The legalization of sports betting in the US has unleashed plenty of new opportunities – with accompanying risks and challenges, both from a business strategy perspective and an ethical one – for many of America’s best-known and biggest media brands.

The challenge is to strike a balance that allows brands to leverage opportunities while not alienating sports fans who are not interested in betting, and at the same time not compromising journalistic integrity, according to Axios.

Fox has announced the biggest push into domestic sports betting with its online betting app, “Fox Bet”. Fox Corporation is also buying 5% of the Canadian gaming and online gambling company Stars Group Inc for $236m.

Last year, the mobile sports app theScore announced plans to launch its own sports betting offering, starting in New Jersey.

Other TV networks are being more cautious, Axios noted. ESPN, for example, has partnered with Caesars Entertainment to work on TV programming aimed at sports betting fans.

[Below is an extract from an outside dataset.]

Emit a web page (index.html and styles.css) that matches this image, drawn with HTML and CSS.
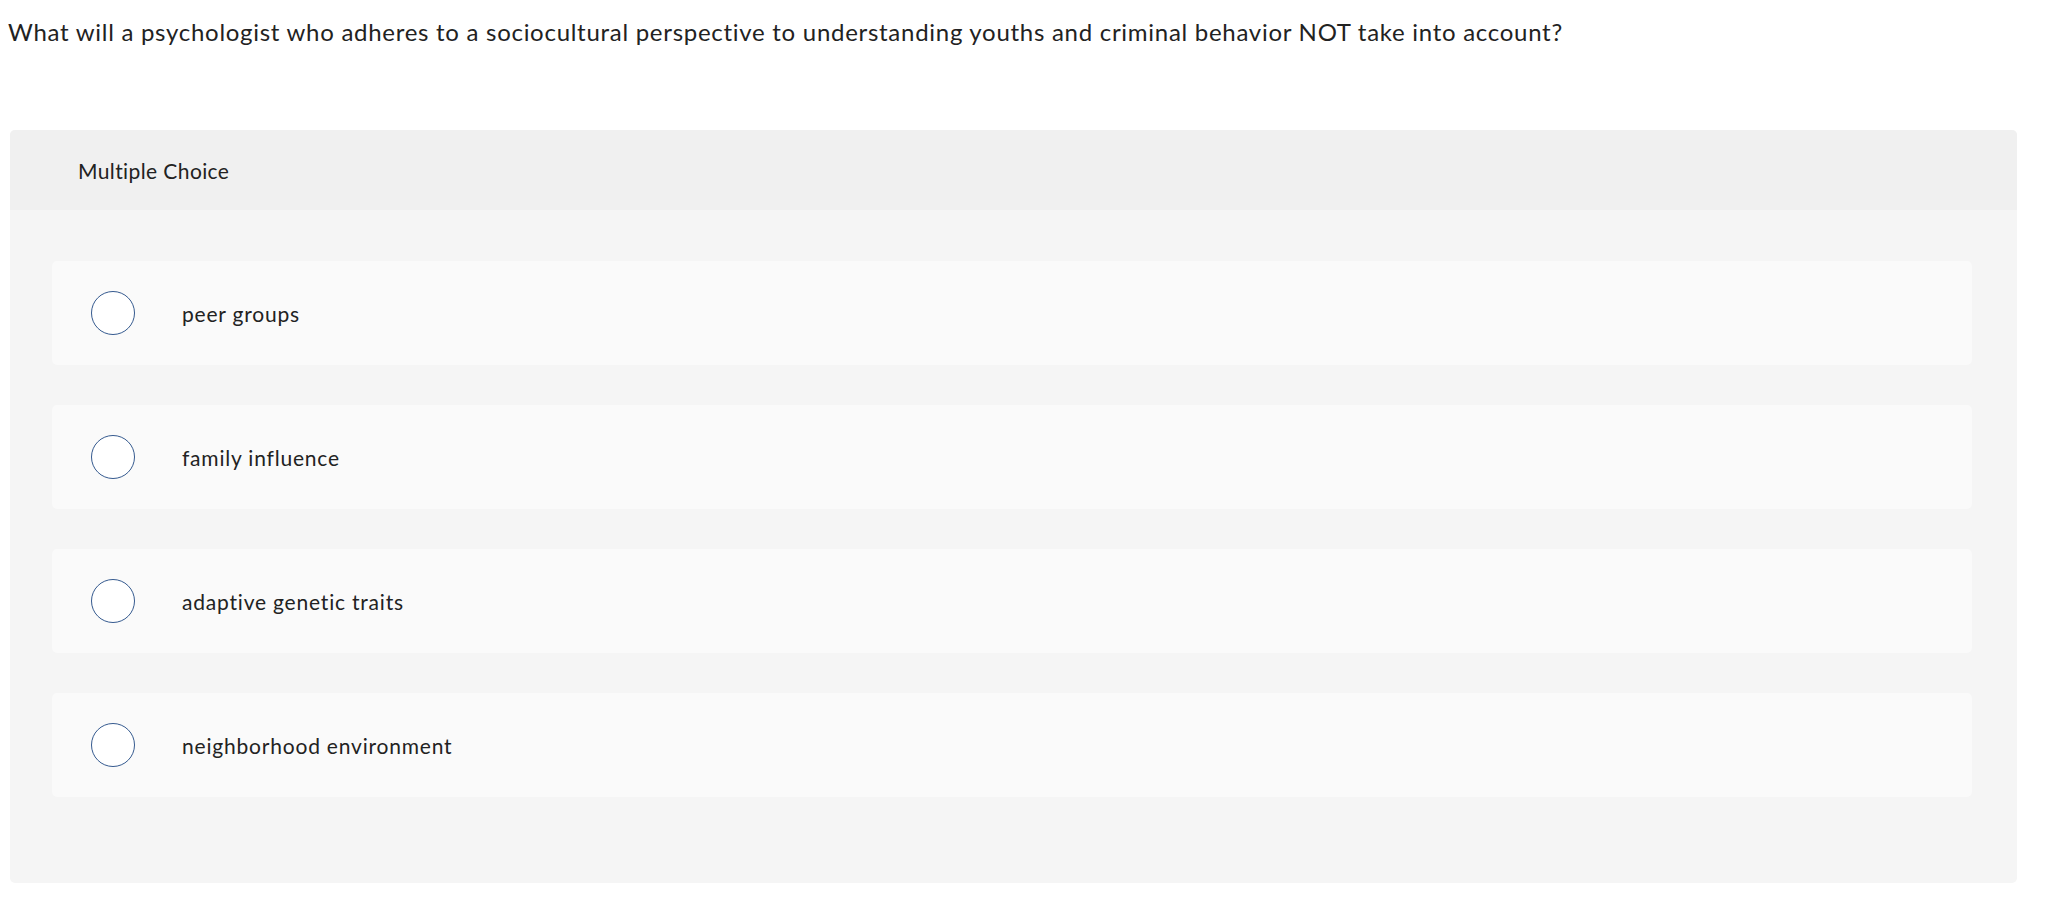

Its president was quoted in the Wall Street Journal as saying, “We are not going to be taking people’s money”; the brand’s mission is rather to serve sports fans with news and information.

Turner Sports and Bleacher Report have taken a similar partnership route and have built a branded Bleacher Report studio inside the Caesars Palace Sports Book in Las Vegas.

“In some ways, these partnerships feel old school,” Patrick Keane, CEO of The Action Network, a subscription sports betting media company, told Axios.

“They are great opportunities for revenue and for potential fans in Vegas, but future consumers overwhelmingly say when they bet that they want to do it with a mobile device versus in-venue.”

A new Action Network/Global Web Index survey has indicated that 79% of sports fans would consider using an app or website to bet, compared to 51% opting for a betting shop or a casino.

While new in the US, sports betting is nothing new in Europe, where it has attracted scrutiny and tightening of the rules of late.

In the UK, the largest gambling companies have voluntarily agreed to a “whistle-to-whistle” ban on TV ads, covering any game broadcast on TV that starts prior to the 9pm watershed but ends after that time.

Concern has mounted over the sheer volume of gambling advertising hitting the small screen and its influence, especially on younger people.